Lost some time to a headache today. I will follow up with this when I am feeling better.
Ya the semver crate is a odd beest. What I did was keep a list (semver::Version, pubgrub::Semver). Then I can filter using VersionReq.matches(Version). Then I can make a Range::between(min, max). It is a hack but it works.

view this post on Zulip Matthieu Pizenberg (Nov 21 2020 at 20:25):

Don't worry about it, I did something forking the crate. Currently WIP but I'll say more soon

view this post on Zulip Eh2406 (Nov 21 2020 at 20:26):

I look forward to comparing our aproteches!

view this post on Zulip Matthieu Pizenberg (Nov 22 2020 at 01:01):

Alright, I've pushed my work to the "crates" branch. You should read the example examples/crates/main.rs.
First comment the line written // THEN DO THIS, and uncomment the line // DO THIS FIRST and run

cargo run --release --features=serde --example crates

It will create the ron file in temp/index.ron.
This files is the serialization of my adaptation of the index, which store features in a rather efficient way.
Then you can toggle the commenting you just did on examples/crates/main.rs and re-run the examples. It will try to solve dependencies of all packages (with only mandatory dependencies). At the time of downloading the index for me, there was 51673 crates, 313123 unique versions, 301536 not yanked ones. From this, I build my index with only crates that do not specify specific targets (like windows and such) and only normal versions (not pre-release) so the index is down to 280906 versions.

From that index of 280906 versions, I solve dependencies of all of these with mandatory dependencies. The resolution was successful for 216794 of those 280906 versions and took 4 minutes on my computer.

view this post on Zulip Eh2406 (Nov 22 2020 at 03:22):

This is a great start! Thank you for sharing! Eventually I think this should probably live in https://github.com/pubgrub-rs/advanced_dependency_providers. But we can figure that out later. I have three thoughts/things to work on next:

  1. Cargo's resolver ( for now ) always includes target-specific dependencies, that field gets used later in the pipeline. So it is more accurate and less code to keep them in. On the other hand dev dependencies can be completely ignored, there is some debate but it may just be a bug that we add them to the index.
  2. I think having features trigger there optional dependencies, is going to make solving the ron file significantly more complicated.
  3. Another source of complexity is one-per-mager. let's say we have:
a:
  1.0
 1.1
 2.0
 2.1
b:
  1.0 -> a="<=1.1"
c:
  1.0 -> a=">=2.1"
d:
  1.0 -> a=">=1.1,<=2.0"
e:
  1.0 -> b="*" c="*" d="*"

Cargo thinks the set {e:1.0, d:1.0, c:1.0,b:1.0, a:1.1, a:2.1 } is a valid solution, I don't think this code handels that yet.
Making sure that that 2 and 3 work well together adds yet more complexity.
But this is a great start and definitely better organized then my code.

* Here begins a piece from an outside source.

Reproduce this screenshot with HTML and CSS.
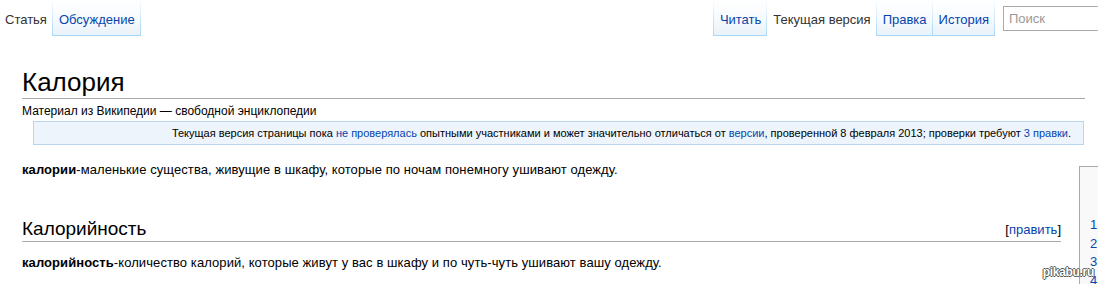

view this post on Zulip Matthieu Pizenberg (Nov 22 2020 at 11:37):

I think having features trigger there optional dependencies, is going to make solving the ron file significantly more complicated

I don't think so. With that design everything is ready already to include features. There is just two places to modify. First in complete the featured_from function like mandatory_from (https://github.com/pubgrub-rs/pubgrub/blob/crates/examples/crates/index.rs#L96). Second is extending the dependencies returned by get_dependencies here https://github.com/pubgrub-rs/pubgrub/blob/crates/examples/crates/index.rs#L207. Both are rather straightforward but I did not need it to make this PoC.

It may take a bit longer and the ron file might be a bit bigger but I don't think it will change a lot.

view this post on Zulip Matthieu Pizenberg (Nov 22 2020 at 11:39):

Another source of complexity is one-per-mager

That was indeed not included in this PoC. I think it should be studied on its own to find a good solution, in isolation to all other additional complexity like features and such.

view this post on Zulip Eh2406 (Nov 22 2020 at 15:14):

Looking again in the morning is there something that makes sure that a:feat1 and a:feat2 get the same version?

view this post on Zulip Eh2406 (Nov 22 2020 at 15:19):

Most of the complexity of cfg-if-wasm-bindgen-Minor(2)->=0.1.9, <0.2.0/default comes from the intersection of one-per-mager and feature related dependencies. There are a number of good encodings of features. There is at least one good encoding of one-per-mager. But when you put them together there is more complexity than the sum of the parts.

view this post on Zulip Matthieu Pizenberg (Nov 22 2020 at 15:39):

Looking again in the morning is there something that makes sure that a:feat1 and a:feat2 get the same version?

You're right I didn't encode this. I think you mentioned a possible elegant solution to this in our past discussions. get_dependencies for a:feat1 at version v1 could return the feat1 dependencies of v1 plus a dependency to a raw a at v1. In turn get_dependencies for a would return mandatory dependencies of a. As such every feature such as a:featN @ v would have an exact dependency to a @ v. This will force selection of the same version.

view this post on Zulip Eh2406 (Nov 22 2020 at 15:41):

Sounds like a plan, just wanted to be sure your encoding did not mean there was a more elegant solution that I had missed when reading the code.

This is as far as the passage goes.